Q: Can a lifecycle definition run on a precise schedule, like deleting a blob at exactly midnight?
No, and using it that way is a mistake. Lifecycle management is built for steady-state, age-based hygiene, not precise timing. Because a rule acts on the platform’s periodic evaluation cycle and only after the registration lag, there is no guarantee about the exact moment an in-scope, aged blob is tiered or deleted; it happens on a pass within the cycle, not at a clock time you choose. If you need an operation to happen at a precise instant, script it directly against the blob with the CLI, PowerShell, or an SDK, triggered by your own scheduler, rather than expressing it as a lifecycle policy entry. Reserve lifecycle rules for the large-scale, age-driven movement and expiry they excel at, where “sometime after the blob passes this age” is exactly the semantics you want, and keep precise, event-driven, or instant operations in code you control directly.
Q: What account types support storage lifecycle management?
Lifecycle management policies apply to general-purpose v2 storage accounts and to premium block blob accounts, with the full set of tier actions reaching cool, cold, and archive available where the account supports those tiers.
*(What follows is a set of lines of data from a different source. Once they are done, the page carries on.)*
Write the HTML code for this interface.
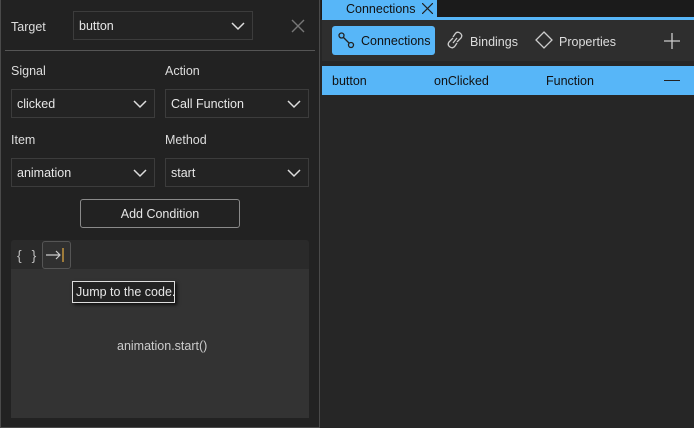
<!DOCTYPE html>
<html><head><style>
*{box-sizing:border-box;margin:0;padding:0}
body{width:694px;height:428px;background:#262626;font-family:"Liberation Sans",sans-serif;font-size:12px;color:#e6e6e6;position:relative;overflow:hidden}
.abs{position:absolute}
.left{left:0;top:0;width:320px;height:428px;background:#222;border-right:1px solid #4a4a4a;border-left:1px solid #4a4a4a;border-bottom:1px solid #4a4a4a}
.lbl{position:absolute;font-size:12.5px;color:#ddd}
.combo{position:absolute;height:29px;border:1px solid #3c3c3c;background:#232323;padding:0 5px;line-height:29px;font-size:12.5px;color:#e6e6e6;white-space:nowrap}
.combo svg{position:absolute;right:7px;top:10px}
</style></head><body>
<div class="abs left">
  <div class="lbl" style="left:10px;top:20px">Target</div>
  <div class="combo" style="left:72px;top:11px;width:180px">button<svg width="14" height="9"><path d="M1 1 L7 7 L13 1" stroke="#ddd" stroke-width="1.5" fill="none"/></svg></div>
  <svg class="abs" style="left:290px;top:19px" width="14" height="14"><path d="M1 1L13 13M13 1L1 13" stroke="#777" stroke-width="1.4"/></svg>
  <div class="abs" style="left:4px;top:50px;width:310px;height:1px;background:#555"></div>
  <div class="lbl" style="left:10px;top:64px">Signal</div>
  <div class="lbl" style="left:164px;top:64px">Action</div>
  <div class="combo" style="left:10px;top:89px;width:144px">clicked<svg width="14" height="9"><path d="M1 1 L7 7 L13 1" stroke="#ddd" stroke-width="1.5" fill="none"/></svg></div>
  <div class="combo" style="left:164px;top:89px;width:144px">Call Function<svg width="14" height="9"><path d="M1 1 L7 7 L13 1" stroke="#ddd" stroke-width="1.5" fill="none"/></svg></div>
  <div class="lbl" style="left:10px;top:133px">Item</div>
  <div class="lbl" style="left:164px;top:133px">Method</div>
  <div class="combo" style="left:10px;top:158px;width:144px">animation<svg width="14" height="9"><path d="M1 1 L7 7 L13 1" stroke="#ddd" stroke-width="1.5" fill="none"/></svg></div>
  <div class="combo" style="left:164px;top:158px;width:144px">start<svg width="14" height="9"><path d="M1 1 L7 7 L13 1" stroke="#ddd" stroke-width="1.5" fill="none"/></svg></div>
  <div class="abs" style="left:79px;top:199px;width:160px;height:29px;border:1px solid #8a8a8a;border-radius:3px;text-align:center;line-height:29px;font-size:12.5px">Add Condition</div>
  <div class="abs" style="left:10px;top:240px;width:298px;height:178px;background:#2a2a2a;border-radius:3px">
    <div class="abs" style="left:6px;top:7px;font-size:14px;color:#bbb;letter-spacing:3px">{ }</div>
    <div class="abs" style="left:31px;top:1px;width:29px;height:28px;border:1px solid #555;border-radius:3px;background:#303030"><svg width="27" height="26"><path d="M3 13H17M13 9L17 13L13 17" stroke="#ccc" stroke-width="1.2" fill="none"/><path d="M20 6V20" stroke="#d9a441" stroke-width="1.3"/></svg></div>
    <div class="abs" style="left:0;top:29px;width:298px;height:149px;background:#333"></div>
    <div class="abs" style="left:106px;top:99px;font-size:12.5px;color:#ccc">animation.start()</div>
    <div class="abs" style="left:61px;top:41px;width:103px;height:22px;border:1px solid #ddd;background:#222;font-size:12.5px;line-height:20px;padding-left:3px;box-shadow:2px 2px 3px #111;white-space:nowrap">Jump to the code.</div>
  </div>
</div>
<div class="abs" style="left:321px;top:0;width:373px;height:19px;background:#1b1b1b"></div>
<div class="abs" style="left:322px;top:0;width:115px;height:19px;background:#57b6f8;color:#111;font-size:12.5px;line-height:19px;padding-left:24px">Connections<svg class="abs" style="left:100px;top:3px" width="11" height="11"><path d="M0 0L11 11M11 0L0 11" stroke="#222" stroke-width="1.2"/></svg></div>
<div class="abs" style="left:322px;top:17px;width:372px;height:3px;background:#57b6f8"></div>
<div class="abs" style="left:322px;top:20px;width:372px;height:41px;background:#2e2e2e"></div>
<div class="abs" style="left:332px;top:26px;width:103px;height:29px;background:#57b6f8;border-radius:3px;color:#111;font-size:12.5px;line-height:31px;padding-left:29px">Connections<svg class="abs" style="left:6px;top:6px" width="18" height="18"><circle cx="3.5" cy="3.5" r="2.5" stroke="#222" fill="none" stroke-width="1.3"/><circle cx="13" cy="13" r="2.5" stroke="#222" fill="none" stroke-width="1.3"/><path d="M5.5 5.5L11 11" stroke="#222" stroke-width="1.3"/></svg></div>
<svg class="abs" style="left:446px;top:31px" width="18" height="19"><path d="M7 7L3 11Q1 14 4 16Q7 18 9 15L11 12M11 11L15 7Q17 4 14 2Q11 0 9 3L7 6M7 12L11 7" stroke="#ccc" fill="none" stroke-width="1.3"/></svg>
<div class="abs" style="left:470px;top:35px;font-size:12.5px;color:#ddd">Bindings</div>
<svg class="abs" style="left:535px;top:31px" width="18" height="18"><path d="M9 1L17 9L9 17L1 9Z" stroke="#ccc" fill="none" stroke-width="1.3"/></svg>
<div class="abs" style="left:559px;top:35px;font-size:12.5px;color:#ddd">Properties</div>
<svg class="abs" style="left:664px;top:33px" width="16" height="16"><path d="M8 0V16M0 8H16" stroke="#ccc" stroke-width="1.3"/></svg>
<div class="abs" style="left:322px;top:66px;width:372px;height:29px;background:#57b6f8;color:#111;font-size:12.5px;line-height:31px">
  <span class="abs" style="left:10px">button</span><span class="abs" style="left:112px">onClicked</span><span class="abs" style="left:224px">Function</span>
  <div class="abs" style="left:342px;top:14px;width:16px;height:1px;background:#222"></div>
</div>
</body></html>
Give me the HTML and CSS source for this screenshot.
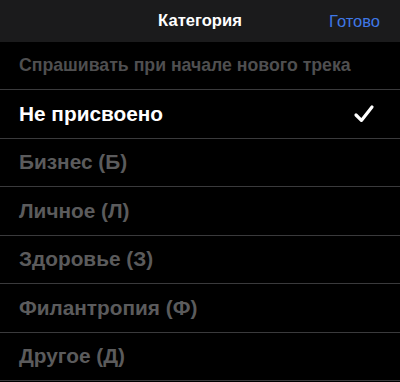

Legacy general-purpose v1 accounts do not participate in the same way, so the first step on an older account is to confirm or upgrade the account kind before authoring rules that would otherwise have nowhere to move blobs. Because account capabilities and the exact tiers supported evolve, treat the specific support matrix as something to verify against the current official documentation at the time you build rather than as a fixed constant. The practical takeaway is that a modern v2 or premium block blob account is the right foundation for lifecycle rules, and discovering an account is v1 explains why lifecycle options appear limited or absent in the portal blade.